Historically speaking, ask whether Stalin and Mao would have waited for favorable public opinion, before starting on their ways toward booting massed hostile forces out of their homelands.

 

Stalin did so with dictatorial brute force. And Mao, during and after World War 2, with a successful hit-and-run strategy.

 

Putin has managed neither, anywhere.

 

Putin's record — wherever his influence extends — seems to substitute a low-boiling pot for an outright disaster. Not exactly Alexandrian in its effort or scope.

 

How having a bubbling sore (Putin-style) on its border benefits the Federation, remains to be seen.

 

 

My view

 

Let us hypothetically grant a necessary political will-building period, from the Russian special military operation's outset.

 

That granted, when Russia did finally decided to mobilize about 300,000 troops (from civilian status) — I, as Putin Substitute, would have made the mobilization a full one.
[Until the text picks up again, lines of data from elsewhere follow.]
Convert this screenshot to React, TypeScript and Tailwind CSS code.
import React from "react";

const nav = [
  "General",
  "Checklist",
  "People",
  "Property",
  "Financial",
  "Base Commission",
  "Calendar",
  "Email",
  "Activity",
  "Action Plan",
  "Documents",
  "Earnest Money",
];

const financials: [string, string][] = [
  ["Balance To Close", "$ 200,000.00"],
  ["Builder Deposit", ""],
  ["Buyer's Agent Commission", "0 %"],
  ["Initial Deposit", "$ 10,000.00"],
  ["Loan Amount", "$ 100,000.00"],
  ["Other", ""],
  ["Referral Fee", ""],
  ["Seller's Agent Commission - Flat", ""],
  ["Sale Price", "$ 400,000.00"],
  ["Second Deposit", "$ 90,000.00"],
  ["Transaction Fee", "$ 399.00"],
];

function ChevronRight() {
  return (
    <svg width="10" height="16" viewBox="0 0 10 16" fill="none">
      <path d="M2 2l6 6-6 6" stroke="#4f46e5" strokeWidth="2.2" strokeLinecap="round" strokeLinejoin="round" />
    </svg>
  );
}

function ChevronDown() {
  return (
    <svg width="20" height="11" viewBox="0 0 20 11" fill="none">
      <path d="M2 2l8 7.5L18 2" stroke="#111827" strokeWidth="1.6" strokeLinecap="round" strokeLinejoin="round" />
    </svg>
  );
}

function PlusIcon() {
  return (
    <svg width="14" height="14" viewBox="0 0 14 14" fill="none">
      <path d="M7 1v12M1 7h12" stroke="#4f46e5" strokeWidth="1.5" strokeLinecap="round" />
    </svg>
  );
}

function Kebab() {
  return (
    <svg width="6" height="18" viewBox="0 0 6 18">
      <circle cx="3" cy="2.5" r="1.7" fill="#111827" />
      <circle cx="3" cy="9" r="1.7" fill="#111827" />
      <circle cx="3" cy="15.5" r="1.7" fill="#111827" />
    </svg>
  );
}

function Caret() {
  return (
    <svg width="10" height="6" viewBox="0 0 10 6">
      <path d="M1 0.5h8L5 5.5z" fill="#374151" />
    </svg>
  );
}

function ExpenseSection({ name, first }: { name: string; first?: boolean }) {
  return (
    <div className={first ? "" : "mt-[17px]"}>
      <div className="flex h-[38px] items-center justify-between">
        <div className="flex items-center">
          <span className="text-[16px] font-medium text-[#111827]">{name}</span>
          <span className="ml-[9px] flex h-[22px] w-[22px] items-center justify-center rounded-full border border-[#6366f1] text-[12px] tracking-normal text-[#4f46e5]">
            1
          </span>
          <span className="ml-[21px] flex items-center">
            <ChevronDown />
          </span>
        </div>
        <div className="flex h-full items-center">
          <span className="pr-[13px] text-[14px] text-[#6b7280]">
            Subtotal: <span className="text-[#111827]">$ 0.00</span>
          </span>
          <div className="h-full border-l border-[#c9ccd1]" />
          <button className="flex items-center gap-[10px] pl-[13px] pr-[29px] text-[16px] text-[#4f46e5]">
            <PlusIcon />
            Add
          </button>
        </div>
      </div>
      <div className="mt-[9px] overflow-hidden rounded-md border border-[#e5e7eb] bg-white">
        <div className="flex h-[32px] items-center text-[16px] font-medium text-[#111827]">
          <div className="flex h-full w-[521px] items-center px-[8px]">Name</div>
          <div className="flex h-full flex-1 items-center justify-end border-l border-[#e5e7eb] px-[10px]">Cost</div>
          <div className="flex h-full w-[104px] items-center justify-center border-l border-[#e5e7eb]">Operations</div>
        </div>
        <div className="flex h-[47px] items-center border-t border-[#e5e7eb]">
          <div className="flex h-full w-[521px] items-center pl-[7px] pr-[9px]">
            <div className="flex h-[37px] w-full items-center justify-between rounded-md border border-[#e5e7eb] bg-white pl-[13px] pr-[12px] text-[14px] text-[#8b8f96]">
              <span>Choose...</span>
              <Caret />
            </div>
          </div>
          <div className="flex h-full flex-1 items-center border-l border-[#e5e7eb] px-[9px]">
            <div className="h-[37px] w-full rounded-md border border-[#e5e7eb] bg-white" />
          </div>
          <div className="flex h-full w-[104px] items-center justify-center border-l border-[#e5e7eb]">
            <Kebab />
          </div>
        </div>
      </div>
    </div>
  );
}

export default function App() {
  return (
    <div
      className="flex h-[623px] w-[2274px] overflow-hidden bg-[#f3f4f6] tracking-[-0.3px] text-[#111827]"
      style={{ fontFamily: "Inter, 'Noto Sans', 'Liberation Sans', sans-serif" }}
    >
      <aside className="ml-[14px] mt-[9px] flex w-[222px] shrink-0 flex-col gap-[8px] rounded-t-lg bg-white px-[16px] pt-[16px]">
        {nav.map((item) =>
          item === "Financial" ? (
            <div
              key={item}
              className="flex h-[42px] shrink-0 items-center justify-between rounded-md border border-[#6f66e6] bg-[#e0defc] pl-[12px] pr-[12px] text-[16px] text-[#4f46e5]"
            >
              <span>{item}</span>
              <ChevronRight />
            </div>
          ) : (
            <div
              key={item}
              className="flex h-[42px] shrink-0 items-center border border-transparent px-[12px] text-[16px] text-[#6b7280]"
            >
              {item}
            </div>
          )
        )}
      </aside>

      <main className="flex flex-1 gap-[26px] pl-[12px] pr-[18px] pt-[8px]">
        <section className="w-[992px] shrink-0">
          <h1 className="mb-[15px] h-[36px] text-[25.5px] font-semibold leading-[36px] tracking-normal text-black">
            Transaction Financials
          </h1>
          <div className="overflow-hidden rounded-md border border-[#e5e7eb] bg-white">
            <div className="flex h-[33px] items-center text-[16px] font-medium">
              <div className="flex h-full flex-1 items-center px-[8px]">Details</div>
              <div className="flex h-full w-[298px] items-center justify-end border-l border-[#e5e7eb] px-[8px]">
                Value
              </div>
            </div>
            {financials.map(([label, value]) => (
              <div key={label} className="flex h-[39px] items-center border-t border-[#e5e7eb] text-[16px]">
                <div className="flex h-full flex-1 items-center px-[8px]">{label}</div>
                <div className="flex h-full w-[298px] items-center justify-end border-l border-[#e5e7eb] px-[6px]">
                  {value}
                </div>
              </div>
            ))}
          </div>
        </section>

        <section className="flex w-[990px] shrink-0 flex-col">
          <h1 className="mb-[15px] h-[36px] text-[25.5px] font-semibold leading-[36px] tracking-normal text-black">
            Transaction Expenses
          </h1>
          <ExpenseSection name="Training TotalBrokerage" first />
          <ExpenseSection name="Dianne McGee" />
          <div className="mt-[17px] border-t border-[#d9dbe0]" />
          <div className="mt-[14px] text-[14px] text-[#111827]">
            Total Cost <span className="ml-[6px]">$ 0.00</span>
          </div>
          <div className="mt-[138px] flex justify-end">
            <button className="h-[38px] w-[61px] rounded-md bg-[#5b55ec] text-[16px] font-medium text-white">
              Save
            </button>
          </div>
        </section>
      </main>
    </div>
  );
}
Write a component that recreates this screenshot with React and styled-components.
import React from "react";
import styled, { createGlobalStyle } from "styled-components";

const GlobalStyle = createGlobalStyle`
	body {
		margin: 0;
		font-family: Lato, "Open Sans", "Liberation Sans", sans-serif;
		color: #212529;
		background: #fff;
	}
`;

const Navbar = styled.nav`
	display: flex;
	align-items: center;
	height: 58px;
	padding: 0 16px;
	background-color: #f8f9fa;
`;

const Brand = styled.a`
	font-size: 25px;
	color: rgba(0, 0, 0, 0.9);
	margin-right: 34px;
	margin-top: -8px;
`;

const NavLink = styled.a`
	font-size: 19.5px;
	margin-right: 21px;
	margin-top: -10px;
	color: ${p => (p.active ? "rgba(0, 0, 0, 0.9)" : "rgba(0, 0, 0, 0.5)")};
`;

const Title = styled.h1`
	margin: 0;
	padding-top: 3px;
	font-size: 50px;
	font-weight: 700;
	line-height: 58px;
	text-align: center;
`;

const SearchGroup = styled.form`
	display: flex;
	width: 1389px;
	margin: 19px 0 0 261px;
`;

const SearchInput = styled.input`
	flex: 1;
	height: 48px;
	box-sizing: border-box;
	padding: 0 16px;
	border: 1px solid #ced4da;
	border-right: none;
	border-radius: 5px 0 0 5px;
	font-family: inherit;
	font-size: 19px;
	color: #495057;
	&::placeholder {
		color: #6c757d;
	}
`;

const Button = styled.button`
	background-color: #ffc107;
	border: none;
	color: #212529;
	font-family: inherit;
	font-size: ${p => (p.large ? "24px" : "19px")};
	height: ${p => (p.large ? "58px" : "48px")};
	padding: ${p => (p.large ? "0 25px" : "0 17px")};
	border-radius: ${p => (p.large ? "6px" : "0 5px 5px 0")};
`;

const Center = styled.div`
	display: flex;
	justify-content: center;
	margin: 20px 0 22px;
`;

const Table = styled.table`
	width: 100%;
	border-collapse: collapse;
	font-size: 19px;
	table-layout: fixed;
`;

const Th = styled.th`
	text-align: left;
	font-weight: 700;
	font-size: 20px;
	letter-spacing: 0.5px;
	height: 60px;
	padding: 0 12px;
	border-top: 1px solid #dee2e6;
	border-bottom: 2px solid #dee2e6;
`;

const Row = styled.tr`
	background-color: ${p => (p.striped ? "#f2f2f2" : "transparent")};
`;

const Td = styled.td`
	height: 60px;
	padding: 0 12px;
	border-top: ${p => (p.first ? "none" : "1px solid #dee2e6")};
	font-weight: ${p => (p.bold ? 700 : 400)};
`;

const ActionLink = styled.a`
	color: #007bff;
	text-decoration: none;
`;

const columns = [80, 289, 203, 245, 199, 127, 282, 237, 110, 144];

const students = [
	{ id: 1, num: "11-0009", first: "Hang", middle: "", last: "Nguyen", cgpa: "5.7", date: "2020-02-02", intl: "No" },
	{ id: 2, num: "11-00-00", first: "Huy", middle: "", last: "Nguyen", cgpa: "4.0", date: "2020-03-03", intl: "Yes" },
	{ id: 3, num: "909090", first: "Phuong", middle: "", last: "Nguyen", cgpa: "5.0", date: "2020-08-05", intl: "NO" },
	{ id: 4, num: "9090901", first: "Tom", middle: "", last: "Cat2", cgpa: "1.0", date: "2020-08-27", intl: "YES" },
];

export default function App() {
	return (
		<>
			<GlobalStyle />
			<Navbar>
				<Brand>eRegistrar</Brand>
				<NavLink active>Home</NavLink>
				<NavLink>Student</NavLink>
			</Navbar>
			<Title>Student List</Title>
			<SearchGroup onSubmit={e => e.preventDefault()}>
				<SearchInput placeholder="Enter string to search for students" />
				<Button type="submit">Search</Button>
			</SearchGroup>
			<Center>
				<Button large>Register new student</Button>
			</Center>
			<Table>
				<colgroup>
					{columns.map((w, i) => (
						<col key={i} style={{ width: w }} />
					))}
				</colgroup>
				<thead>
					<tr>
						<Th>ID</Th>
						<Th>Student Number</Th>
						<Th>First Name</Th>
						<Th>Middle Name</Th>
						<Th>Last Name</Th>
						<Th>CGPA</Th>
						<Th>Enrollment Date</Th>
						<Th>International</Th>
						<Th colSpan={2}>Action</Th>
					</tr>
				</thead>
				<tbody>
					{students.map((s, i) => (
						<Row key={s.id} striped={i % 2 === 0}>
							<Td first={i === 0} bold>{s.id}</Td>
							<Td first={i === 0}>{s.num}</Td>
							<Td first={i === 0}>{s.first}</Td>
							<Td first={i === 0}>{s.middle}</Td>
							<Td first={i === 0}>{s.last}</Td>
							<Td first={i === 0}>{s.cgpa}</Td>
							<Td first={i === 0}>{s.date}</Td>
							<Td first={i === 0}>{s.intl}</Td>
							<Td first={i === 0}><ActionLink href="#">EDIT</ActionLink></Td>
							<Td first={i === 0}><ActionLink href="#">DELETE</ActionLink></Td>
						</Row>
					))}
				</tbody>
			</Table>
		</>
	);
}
Thus allowing the West to see that bad things, for them, were about to happen.

 

And then (as Roberts suggests), my Putin Substitute would have seen to it that Zelensky and all his crowd — including participating NATO members in Kiev — were rounded up and Nuremberg-style executed for their warmongering Nazi ways.

 

Just to make a Great Patriotic War point about Nazism.

 

Last (and unlike Roberts) my Putin Substitute would have blasted Western arms Ukraine-bound shipments, just as soon as they approached Ukraine's borders. Thereby, letting the United States know that the Federation was perfectly willing to obliterate the United States, if more its neocon-sponsored murder attempts surfaced anywhere along the Russian periphery.

 

Saving one's life, often enough, requires hazarding it.

 

 

The moral? — Audaciously intelligent self-defensive action is . . .

 

. . . generally speaking, the mark of genuinely great national leadership.

 

Under Putin (as opposed to Dimitry Medvedev), Russia lacks this quality.

 

Then, there's the United States. Which for all practical purposes, is one of the most atrociously badly led nations on Earth.

 

No hope for change looms.

 

Accidental, neocon-inspired, world war increases in statistical likelihood.